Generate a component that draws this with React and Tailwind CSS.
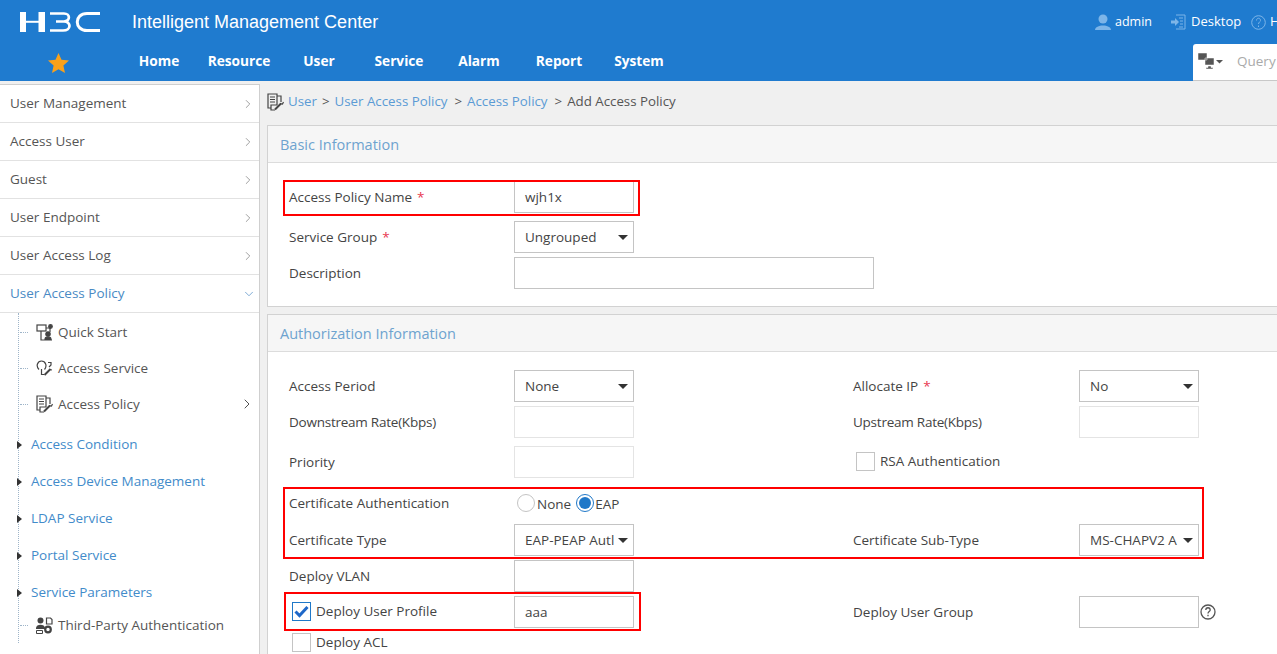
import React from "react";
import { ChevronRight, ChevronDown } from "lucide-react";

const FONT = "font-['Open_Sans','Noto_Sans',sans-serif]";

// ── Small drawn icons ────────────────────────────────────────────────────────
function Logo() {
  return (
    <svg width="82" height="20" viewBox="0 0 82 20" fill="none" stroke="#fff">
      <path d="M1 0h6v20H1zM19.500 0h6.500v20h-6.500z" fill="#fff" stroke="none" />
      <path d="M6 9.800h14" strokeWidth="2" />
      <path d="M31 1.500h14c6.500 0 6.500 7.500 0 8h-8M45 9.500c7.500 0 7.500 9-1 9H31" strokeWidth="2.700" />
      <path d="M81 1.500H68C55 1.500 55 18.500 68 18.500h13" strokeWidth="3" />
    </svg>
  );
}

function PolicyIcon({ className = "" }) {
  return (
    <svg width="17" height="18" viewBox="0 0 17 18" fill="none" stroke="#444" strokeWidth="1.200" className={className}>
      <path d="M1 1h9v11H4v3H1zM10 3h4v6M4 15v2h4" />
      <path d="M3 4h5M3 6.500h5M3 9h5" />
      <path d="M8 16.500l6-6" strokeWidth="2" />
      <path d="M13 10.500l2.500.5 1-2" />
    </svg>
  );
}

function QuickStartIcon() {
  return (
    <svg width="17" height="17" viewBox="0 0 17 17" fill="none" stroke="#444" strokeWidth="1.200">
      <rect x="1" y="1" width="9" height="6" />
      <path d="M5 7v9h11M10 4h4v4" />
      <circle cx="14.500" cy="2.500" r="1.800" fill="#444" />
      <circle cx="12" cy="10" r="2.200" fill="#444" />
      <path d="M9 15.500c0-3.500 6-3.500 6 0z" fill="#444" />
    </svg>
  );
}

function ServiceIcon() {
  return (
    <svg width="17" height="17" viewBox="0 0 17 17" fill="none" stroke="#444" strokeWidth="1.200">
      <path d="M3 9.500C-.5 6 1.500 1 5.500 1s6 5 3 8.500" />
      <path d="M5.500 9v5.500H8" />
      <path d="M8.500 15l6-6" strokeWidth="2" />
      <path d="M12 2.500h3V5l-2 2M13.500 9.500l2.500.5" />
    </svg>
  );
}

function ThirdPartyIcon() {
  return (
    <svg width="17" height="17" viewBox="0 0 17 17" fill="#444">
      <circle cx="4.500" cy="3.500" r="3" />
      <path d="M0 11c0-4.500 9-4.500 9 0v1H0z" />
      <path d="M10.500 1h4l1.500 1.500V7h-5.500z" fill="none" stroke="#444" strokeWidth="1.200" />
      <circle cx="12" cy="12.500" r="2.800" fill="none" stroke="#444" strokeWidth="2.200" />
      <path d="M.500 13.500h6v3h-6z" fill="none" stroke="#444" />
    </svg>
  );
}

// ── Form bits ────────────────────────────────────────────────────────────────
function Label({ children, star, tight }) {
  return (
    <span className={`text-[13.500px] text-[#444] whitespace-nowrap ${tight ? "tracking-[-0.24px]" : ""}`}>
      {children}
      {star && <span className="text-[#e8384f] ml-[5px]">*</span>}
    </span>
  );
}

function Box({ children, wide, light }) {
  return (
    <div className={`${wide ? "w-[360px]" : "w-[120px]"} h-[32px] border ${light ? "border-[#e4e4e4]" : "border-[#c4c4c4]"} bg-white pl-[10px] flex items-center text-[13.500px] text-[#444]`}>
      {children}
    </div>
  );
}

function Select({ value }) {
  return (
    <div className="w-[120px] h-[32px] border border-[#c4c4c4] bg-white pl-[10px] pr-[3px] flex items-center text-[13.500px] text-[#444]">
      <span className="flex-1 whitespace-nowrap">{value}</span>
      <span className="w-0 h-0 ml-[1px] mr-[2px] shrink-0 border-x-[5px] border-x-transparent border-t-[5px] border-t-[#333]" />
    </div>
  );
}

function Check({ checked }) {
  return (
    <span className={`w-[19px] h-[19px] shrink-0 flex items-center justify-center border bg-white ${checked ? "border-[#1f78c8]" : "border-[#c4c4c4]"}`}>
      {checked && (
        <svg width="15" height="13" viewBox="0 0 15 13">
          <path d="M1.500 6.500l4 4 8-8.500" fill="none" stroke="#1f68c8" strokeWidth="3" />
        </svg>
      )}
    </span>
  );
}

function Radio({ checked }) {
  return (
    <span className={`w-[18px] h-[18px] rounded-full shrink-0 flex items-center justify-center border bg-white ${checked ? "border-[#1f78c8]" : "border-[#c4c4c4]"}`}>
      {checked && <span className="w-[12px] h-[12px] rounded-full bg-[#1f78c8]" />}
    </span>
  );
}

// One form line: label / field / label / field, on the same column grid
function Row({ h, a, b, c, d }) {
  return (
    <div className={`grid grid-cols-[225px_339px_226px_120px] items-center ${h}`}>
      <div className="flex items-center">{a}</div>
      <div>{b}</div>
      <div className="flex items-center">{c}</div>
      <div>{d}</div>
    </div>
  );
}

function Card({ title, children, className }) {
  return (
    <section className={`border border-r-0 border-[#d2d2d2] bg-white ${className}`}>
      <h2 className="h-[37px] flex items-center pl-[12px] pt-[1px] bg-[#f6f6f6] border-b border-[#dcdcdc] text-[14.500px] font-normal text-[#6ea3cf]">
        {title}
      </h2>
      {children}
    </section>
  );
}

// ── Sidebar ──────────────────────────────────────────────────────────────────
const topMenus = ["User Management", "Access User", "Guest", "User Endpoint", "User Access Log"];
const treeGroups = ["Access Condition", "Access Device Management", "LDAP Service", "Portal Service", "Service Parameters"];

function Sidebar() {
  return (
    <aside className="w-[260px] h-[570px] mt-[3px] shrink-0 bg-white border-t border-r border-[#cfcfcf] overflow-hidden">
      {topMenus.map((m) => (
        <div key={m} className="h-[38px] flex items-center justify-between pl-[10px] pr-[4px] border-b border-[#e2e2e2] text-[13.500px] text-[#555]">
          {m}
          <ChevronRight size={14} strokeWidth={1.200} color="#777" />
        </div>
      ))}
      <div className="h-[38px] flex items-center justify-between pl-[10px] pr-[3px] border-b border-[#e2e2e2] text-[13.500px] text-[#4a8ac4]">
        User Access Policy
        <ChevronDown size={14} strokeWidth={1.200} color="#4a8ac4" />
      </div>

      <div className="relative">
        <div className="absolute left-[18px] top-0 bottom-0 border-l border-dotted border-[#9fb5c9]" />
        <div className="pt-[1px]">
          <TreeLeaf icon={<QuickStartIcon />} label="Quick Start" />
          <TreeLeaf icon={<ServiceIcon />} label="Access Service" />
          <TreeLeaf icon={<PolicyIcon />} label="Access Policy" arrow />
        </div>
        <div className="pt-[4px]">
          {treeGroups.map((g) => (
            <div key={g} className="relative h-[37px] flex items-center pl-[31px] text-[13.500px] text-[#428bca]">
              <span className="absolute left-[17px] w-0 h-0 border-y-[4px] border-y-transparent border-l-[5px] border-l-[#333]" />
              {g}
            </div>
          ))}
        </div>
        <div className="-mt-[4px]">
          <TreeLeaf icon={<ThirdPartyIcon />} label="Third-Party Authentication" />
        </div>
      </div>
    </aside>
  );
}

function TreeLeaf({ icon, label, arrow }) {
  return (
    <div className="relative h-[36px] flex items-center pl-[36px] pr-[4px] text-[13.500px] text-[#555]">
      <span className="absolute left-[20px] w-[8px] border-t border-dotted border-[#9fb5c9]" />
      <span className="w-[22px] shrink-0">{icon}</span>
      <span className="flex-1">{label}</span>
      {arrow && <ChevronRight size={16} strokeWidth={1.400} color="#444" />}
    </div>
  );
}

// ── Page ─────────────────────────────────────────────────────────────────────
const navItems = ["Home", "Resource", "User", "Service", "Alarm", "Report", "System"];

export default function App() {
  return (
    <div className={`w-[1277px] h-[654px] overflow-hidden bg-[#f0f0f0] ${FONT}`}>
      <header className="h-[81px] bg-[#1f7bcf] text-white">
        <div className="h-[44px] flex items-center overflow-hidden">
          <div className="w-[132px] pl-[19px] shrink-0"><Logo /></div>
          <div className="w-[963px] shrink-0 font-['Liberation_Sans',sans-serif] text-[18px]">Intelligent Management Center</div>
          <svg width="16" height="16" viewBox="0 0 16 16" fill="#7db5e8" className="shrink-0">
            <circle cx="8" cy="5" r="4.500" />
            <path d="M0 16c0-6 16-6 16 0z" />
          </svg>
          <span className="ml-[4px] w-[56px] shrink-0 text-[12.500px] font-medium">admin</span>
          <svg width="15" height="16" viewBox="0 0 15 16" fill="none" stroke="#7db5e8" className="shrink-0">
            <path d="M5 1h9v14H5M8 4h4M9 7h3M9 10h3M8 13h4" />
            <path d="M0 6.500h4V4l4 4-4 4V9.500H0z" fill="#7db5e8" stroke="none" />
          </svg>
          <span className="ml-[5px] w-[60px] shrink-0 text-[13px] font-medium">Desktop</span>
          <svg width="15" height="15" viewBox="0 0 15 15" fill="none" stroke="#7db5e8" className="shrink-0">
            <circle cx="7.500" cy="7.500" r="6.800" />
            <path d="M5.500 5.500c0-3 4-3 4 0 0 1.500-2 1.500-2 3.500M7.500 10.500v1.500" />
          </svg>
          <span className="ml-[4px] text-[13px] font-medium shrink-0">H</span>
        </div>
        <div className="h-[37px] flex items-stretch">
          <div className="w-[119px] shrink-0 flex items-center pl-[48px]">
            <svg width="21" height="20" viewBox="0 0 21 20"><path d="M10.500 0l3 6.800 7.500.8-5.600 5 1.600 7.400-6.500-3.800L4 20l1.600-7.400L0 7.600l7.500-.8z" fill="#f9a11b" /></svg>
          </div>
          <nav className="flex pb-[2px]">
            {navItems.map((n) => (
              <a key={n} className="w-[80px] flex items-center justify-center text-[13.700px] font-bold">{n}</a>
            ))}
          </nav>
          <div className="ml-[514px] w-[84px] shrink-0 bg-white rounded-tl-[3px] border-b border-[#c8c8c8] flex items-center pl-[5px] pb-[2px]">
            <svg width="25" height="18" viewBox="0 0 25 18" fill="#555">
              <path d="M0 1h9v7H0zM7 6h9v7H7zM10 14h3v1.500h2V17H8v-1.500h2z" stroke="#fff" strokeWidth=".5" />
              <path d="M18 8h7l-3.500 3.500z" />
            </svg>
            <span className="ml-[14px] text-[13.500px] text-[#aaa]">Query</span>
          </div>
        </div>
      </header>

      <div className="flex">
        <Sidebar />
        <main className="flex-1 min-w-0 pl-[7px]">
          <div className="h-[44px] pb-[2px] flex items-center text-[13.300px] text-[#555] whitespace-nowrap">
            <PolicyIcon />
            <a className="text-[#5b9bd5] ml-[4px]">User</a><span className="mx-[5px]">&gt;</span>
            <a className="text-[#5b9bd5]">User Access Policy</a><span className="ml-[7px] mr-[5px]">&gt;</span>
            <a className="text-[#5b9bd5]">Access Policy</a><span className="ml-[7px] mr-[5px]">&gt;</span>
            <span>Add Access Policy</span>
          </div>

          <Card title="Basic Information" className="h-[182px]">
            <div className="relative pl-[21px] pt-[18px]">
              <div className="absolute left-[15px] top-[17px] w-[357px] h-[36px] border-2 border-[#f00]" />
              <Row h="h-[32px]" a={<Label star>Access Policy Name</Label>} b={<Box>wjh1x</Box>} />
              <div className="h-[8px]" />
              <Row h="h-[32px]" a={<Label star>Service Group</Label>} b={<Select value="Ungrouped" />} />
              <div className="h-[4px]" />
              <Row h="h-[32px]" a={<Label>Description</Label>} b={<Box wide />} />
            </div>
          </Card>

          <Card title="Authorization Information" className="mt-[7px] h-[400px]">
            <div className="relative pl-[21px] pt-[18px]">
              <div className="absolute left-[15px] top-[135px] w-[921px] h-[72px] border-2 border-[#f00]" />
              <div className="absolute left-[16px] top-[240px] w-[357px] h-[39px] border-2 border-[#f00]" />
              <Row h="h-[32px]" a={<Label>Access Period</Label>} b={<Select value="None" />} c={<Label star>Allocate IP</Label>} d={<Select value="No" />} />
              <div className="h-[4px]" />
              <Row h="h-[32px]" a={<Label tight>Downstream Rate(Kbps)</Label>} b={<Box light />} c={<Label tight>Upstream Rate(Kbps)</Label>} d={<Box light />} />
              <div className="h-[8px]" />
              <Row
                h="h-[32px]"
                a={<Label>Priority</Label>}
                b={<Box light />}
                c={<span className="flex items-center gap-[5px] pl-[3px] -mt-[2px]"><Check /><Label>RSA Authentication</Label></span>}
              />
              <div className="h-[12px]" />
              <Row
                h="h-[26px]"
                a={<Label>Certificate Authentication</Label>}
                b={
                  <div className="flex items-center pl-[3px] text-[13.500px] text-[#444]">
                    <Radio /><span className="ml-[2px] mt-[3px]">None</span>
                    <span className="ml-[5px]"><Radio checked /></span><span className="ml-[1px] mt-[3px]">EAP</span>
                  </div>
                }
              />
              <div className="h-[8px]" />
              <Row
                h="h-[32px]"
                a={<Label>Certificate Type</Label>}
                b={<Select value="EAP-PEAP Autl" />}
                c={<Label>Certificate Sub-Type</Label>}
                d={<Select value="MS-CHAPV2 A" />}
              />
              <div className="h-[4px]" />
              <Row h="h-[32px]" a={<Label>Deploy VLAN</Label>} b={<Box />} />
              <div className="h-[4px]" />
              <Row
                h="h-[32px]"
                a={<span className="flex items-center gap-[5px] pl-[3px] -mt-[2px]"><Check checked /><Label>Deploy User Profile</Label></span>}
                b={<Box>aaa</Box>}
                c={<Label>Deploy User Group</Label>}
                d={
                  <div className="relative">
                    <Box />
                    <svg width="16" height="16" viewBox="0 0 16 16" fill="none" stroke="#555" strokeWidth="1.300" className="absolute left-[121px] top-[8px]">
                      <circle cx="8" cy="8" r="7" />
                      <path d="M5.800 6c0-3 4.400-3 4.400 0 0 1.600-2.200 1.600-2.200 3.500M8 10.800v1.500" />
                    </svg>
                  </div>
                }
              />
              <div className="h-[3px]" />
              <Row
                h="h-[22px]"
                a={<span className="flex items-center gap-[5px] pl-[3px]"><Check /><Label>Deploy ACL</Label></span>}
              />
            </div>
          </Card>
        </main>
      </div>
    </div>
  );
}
----
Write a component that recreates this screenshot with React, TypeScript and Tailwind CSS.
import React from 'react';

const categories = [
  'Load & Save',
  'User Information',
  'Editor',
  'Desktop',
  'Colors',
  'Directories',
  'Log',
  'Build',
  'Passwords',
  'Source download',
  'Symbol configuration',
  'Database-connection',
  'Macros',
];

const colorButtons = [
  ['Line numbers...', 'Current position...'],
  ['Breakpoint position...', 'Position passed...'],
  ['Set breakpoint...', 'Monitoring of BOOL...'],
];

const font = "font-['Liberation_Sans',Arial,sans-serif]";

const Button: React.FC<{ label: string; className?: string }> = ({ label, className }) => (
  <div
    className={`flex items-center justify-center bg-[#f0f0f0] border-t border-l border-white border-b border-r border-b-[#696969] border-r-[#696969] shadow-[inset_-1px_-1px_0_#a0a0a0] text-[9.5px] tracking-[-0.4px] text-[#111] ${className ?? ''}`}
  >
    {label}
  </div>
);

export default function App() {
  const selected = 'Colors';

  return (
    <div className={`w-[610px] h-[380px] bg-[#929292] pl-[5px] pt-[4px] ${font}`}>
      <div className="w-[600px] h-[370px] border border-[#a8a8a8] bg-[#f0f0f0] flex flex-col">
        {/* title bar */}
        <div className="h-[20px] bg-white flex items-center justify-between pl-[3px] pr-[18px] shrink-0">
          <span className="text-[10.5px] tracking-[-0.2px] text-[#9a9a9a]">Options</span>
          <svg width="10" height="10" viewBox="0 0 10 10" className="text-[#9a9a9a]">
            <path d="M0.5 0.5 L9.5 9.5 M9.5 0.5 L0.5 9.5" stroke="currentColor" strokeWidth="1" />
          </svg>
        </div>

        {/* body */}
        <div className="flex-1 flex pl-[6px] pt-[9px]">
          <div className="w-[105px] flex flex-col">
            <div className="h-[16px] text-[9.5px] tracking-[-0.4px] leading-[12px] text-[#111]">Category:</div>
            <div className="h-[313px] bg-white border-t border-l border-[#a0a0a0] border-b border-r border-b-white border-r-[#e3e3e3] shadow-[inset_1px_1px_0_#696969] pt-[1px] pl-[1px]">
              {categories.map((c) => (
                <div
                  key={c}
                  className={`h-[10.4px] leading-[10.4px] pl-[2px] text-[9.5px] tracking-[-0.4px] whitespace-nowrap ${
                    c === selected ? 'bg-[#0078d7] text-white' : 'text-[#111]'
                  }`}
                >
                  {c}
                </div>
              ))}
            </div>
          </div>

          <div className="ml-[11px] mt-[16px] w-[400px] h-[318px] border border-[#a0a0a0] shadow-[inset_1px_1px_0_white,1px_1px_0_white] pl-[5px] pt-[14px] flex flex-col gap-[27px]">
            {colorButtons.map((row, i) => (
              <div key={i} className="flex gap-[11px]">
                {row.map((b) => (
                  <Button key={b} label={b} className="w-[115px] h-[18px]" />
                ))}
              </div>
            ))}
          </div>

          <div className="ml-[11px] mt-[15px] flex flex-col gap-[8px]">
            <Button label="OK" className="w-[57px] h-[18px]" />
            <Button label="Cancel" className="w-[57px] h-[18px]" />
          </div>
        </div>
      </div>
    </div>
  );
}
----
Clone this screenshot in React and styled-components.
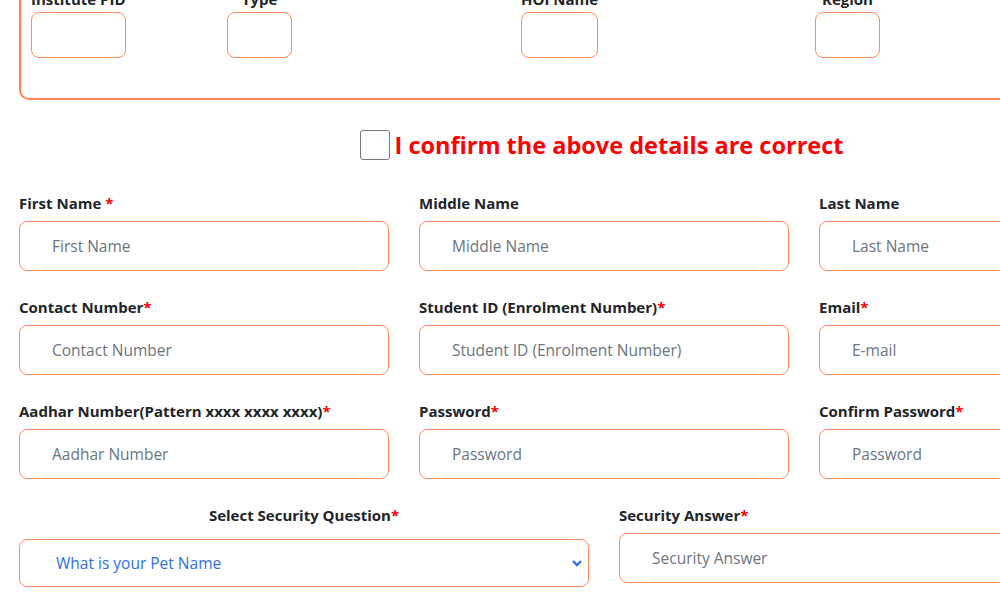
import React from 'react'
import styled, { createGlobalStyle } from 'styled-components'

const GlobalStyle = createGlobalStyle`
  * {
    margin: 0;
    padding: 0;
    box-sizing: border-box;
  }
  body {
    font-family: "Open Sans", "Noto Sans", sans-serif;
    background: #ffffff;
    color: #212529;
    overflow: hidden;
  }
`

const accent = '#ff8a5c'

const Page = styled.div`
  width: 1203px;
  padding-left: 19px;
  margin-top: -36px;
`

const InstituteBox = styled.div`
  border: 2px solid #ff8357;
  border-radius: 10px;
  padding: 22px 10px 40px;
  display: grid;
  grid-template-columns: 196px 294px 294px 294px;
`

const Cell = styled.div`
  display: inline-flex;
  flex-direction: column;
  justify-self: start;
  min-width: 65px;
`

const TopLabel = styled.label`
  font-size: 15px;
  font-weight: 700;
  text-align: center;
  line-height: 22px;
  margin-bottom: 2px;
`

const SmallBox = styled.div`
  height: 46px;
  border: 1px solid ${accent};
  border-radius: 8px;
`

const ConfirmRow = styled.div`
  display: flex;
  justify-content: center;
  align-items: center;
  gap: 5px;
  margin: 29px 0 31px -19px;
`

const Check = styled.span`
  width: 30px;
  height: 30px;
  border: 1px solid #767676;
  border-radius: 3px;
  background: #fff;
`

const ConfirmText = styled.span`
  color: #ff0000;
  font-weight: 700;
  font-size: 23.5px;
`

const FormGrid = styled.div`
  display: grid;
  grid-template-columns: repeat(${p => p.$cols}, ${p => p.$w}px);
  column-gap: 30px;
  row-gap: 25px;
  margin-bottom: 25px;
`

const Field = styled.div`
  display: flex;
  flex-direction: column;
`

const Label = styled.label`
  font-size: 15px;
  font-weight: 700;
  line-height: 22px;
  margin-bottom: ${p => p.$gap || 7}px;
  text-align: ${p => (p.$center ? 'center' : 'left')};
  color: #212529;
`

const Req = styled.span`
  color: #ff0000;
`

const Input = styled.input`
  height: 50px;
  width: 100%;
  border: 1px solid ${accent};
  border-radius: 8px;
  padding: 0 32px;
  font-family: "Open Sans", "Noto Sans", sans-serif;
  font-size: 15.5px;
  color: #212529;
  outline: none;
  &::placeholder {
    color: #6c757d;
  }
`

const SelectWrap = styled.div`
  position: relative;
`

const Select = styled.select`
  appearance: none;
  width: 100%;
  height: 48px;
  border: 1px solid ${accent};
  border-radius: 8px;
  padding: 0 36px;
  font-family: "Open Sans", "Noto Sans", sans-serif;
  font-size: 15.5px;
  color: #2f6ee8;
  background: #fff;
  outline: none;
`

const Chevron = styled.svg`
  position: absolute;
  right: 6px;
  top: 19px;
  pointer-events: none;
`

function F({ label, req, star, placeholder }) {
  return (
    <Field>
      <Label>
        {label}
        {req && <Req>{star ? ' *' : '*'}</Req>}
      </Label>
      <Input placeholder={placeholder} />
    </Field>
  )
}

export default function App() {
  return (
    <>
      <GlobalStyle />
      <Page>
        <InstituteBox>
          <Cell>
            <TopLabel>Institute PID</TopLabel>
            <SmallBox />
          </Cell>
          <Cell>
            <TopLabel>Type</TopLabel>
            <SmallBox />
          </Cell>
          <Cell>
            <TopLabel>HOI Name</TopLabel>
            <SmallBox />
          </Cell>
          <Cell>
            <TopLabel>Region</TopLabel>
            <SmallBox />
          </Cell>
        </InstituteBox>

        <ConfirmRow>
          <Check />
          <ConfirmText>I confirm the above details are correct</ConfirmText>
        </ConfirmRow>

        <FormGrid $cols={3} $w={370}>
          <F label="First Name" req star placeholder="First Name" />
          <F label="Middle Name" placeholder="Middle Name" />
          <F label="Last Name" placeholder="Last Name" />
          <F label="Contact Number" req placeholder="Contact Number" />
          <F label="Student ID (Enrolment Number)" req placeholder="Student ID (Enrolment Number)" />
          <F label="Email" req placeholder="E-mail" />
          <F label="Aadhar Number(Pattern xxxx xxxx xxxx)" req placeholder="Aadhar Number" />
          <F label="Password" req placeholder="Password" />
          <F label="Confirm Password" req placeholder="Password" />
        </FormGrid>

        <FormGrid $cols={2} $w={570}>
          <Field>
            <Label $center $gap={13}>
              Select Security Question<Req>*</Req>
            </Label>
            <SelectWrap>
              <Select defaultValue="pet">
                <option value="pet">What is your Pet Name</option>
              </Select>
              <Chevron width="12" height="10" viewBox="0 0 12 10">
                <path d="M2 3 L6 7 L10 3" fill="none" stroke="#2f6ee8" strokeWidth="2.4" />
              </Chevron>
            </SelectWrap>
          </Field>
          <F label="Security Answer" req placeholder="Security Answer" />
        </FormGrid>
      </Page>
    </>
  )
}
----
* [What you are asked to do]:
Beginning with the line above that contains "Clone this screenshot" and finishing with the line that contains "const accent = '#ff8a5c'", print those lines exactly and only. Skip all pictures.

* [The reply]:
Clone this screenshot in React and styled-components.
import React from 'react'
import styled, { createGlobalStyle } from 'styled-components'

const GlobalStyle = createGlobalStyle`
  * {
    margin: 0;
    padding: 0;
    box-sizing: border-box;
  }
  body {
    font-family: "Open Sans", "Noto Sans", sans-serif;
    background: #ffffff;
    color: #212529;
    overflow: hidden;
  }
`

const accent = '#ff8a5c'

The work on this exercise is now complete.